• **Written exercise**: Go through the entries below and collect each line with the string "React" in it.

• **The records**:
^^^^^^^^^^^^^^^^

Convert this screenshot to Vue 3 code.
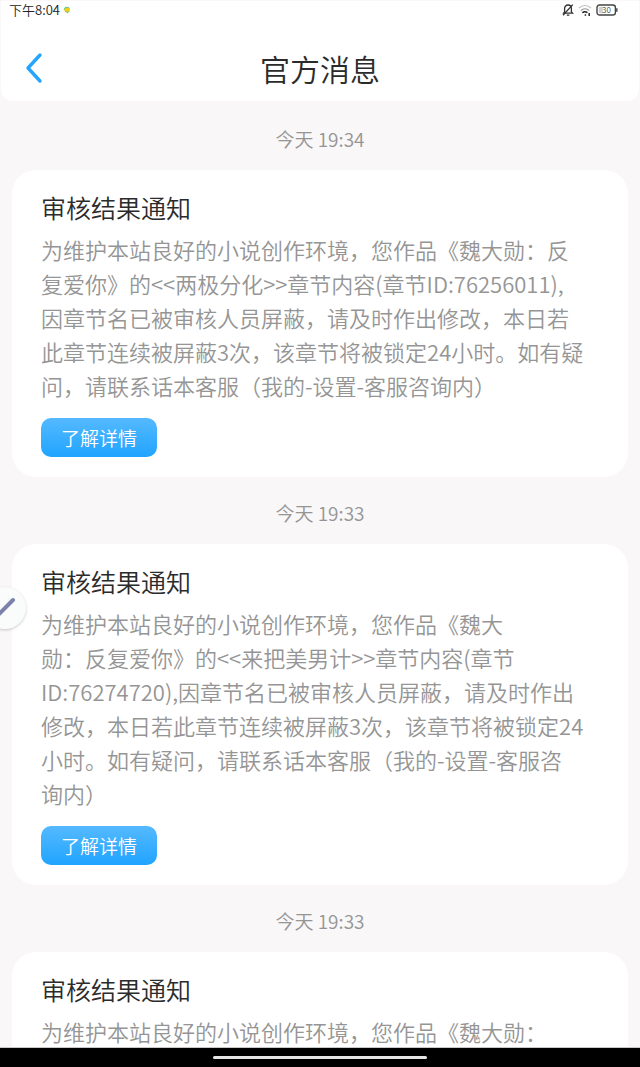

^^^^^^^^^^^^^^^^

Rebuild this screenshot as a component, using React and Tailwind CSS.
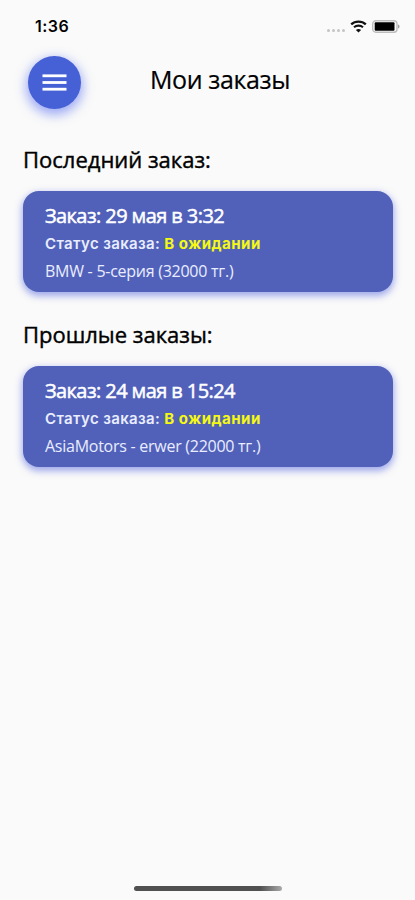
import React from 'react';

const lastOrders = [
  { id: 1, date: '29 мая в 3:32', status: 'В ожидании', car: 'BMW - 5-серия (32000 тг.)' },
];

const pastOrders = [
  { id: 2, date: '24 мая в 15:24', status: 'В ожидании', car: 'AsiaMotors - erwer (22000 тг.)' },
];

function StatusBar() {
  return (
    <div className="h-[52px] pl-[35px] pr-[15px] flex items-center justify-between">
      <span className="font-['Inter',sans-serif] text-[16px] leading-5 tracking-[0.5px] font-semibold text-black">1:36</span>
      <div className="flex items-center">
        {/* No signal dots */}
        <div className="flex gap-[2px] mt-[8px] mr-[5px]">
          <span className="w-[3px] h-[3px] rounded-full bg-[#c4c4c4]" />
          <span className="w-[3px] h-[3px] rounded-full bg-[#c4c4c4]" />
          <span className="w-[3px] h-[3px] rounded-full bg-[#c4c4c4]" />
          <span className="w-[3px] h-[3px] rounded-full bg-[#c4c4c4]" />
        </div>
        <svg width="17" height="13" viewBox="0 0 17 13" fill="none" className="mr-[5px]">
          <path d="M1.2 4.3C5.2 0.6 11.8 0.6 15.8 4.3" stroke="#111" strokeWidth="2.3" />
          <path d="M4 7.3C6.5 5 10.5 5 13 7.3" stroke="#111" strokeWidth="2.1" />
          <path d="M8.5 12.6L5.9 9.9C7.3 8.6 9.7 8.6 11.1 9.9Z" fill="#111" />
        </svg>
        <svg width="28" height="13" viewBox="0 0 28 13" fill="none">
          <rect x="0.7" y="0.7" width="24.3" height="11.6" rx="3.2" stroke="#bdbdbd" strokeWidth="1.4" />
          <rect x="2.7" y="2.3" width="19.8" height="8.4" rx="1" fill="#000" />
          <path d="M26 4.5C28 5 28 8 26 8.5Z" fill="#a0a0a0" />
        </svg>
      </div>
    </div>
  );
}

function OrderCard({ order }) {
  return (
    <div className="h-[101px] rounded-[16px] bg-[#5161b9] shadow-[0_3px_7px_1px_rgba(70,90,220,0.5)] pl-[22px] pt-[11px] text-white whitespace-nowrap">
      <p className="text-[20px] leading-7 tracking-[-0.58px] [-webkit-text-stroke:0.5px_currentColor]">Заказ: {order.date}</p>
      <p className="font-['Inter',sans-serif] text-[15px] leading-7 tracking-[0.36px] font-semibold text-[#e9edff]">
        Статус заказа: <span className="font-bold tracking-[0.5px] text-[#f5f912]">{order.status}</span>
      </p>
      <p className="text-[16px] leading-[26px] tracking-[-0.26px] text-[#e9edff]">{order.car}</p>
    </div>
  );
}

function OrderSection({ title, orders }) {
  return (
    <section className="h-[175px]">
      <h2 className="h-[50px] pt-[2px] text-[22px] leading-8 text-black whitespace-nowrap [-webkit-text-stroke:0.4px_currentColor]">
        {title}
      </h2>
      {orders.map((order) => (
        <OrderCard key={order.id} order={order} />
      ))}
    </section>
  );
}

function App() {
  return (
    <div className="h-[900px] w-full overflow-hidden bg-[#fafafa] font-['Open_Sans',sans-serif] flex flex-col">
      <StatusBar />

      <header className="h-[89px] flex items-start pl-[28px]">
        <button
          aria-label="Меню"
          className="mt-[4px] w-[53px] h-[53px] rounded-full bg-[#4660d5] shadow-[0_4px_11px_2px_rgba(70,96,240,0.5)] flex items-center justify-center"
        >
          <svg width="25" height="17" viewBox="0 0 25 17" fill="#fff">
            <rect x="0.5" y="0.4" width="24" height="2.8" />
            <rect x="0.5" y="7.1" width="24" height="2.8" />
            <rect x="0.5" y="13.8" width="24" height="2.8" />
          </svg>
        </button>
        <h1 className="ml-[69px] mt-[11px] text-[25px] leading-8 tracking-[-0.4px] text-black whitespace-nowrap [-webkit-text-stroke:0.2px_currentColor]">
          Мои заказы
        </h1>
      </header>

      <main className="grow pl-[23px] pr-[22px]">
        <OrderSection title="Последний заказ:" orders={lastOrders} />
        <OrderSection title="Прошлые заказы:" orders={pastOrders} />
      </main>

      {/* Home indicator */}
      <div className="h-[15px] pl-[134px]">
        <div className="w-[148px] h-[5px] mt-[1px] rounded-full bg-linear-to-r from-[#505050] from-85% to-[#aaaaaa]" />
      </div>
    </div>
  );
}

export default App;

^^^^^^^^^^^^^^^^

• **The completed task**:
Rebuild this screenshot as a component, using React and Tailwind CSS.
import React from 'react';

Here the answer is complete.